It’s hard not to be positive in 2013 in the domain industry. There are more people than ever on the Internet. A trend that will continue to rise most likely my entire lifetime. Businesses now accept that they will have to attract their customers online and inform and sell them there and are starting to spend accordingly. Here are 10 things that give us more reason to be confident in our investments.
1. 10% of retail sales are done online in the US. A staggering number that will continue to increase dramatically. The cost of a domain in the marketing program is a drop in the bucket. Many companies will be upgrading their domain accordingly. I’m not sure whether I’m noticing it more in 2013 because Andrew is doing a weekly column on domain upgrades or because I have actually sold a couple of upgrades already, but regardless, I am getting more inquiries from companies than I used to. Source
2. Businesses seem to be figuring out that Facebook/Twitters are tools and not their main website. Yes, there are still those that only use their Facebook page by forwarding their domain to it, but many companies haven’t enjoyed the financial success they had hoped. Facebook is and will always be a marketing tool and should be treated as such. Driving traffic to the main page.
3. China, China, and more China. The Chinese are coming in force and they are bringing their checkbooks. From American companies to domains, they are a billion strong and desire high end stuff. They love numbers, pinyin names, and last names. Still a wide open game and 2013 has already brought some very high numbers over at 4.cn.
4. Bridging of the East Coast/West Coast domain split. When I first got in this business i noticed that the Florida/East Coast domain investors stuck together as did the California/West Coast people. While they tend not to go to each others shows, I’ve noticed that the younger/new generation of investors are supporting both. The Morgan Lintons and Ron Jacksons (aka the nice guys) go to both and new investors have followed their lead. Most guys I talk to don’t care who puts on the show as long as they learn something or meet people that will help them make money.
5. Tools are being developed and released to the public. 2012 seemed to lack investment of money and time into new tools to help people find or manage domains (they continued to be developed just not offered to the public and used mainly in house) . They are starting to come back.
6. Some good new blogs have come on the scene.
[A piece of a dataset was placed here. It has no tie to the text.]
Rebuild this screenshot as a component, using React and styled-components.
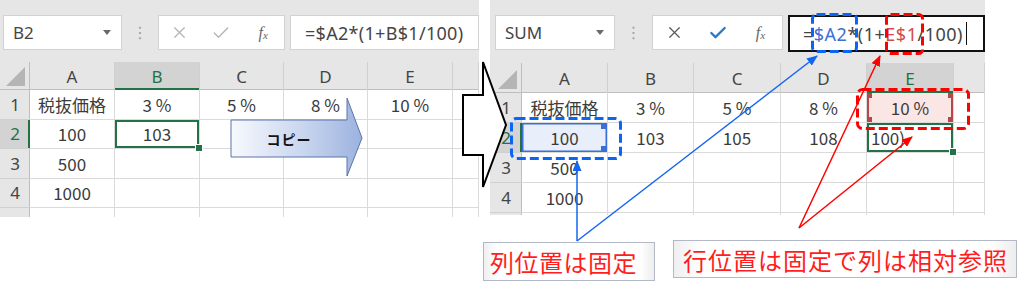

Looking at the domaining feed you saw some new faces last year and they are stepping it up this year. Jason and David are putting in the time and it shows. Still a lot of repetitive old and new hot air on the scene but it’s all personal preference.
7. Plenty of Outlets to sell quality domains. Godaddy and Flippa now have enough quality domains that people check them daily, leading to good sales prices. Good sales prices lead to more quality domains being put up. And the snowball continues. You can get top resale price if you need to now. Liquidity is king and you now have it. If you have crappy domains you are no better off.
8. Domain renewal prices are cheap. Godaddy and other registrars have started the year with incredible deals making this years’ renewals the cheapest I’ve every had. Per domain that is.
9. More ways than ever to monetize your domains. Actually not true. All these ways have always been available. The difference is more people are in the business now of helping you monetize. Internet Traffic, Flippa, Joint Ventures, Above, Rook, Voodoo all adding new programs to help you flip or monetize your domains. I see many more coming in 2013
10. Great new additions of investors to our industry. I don’t care if they have pigeon shit domains or not. We have a lot of new people interested in investing in domains and that is good for our industry. They provide liquidity and to domain bloggers, readers. They bring people to shows, add domains to parking companies, and sell on our platforms. Some of them will come and go, some will do well. It is a sign of good times when you see new investors. I’ve watched it for decades in the markets.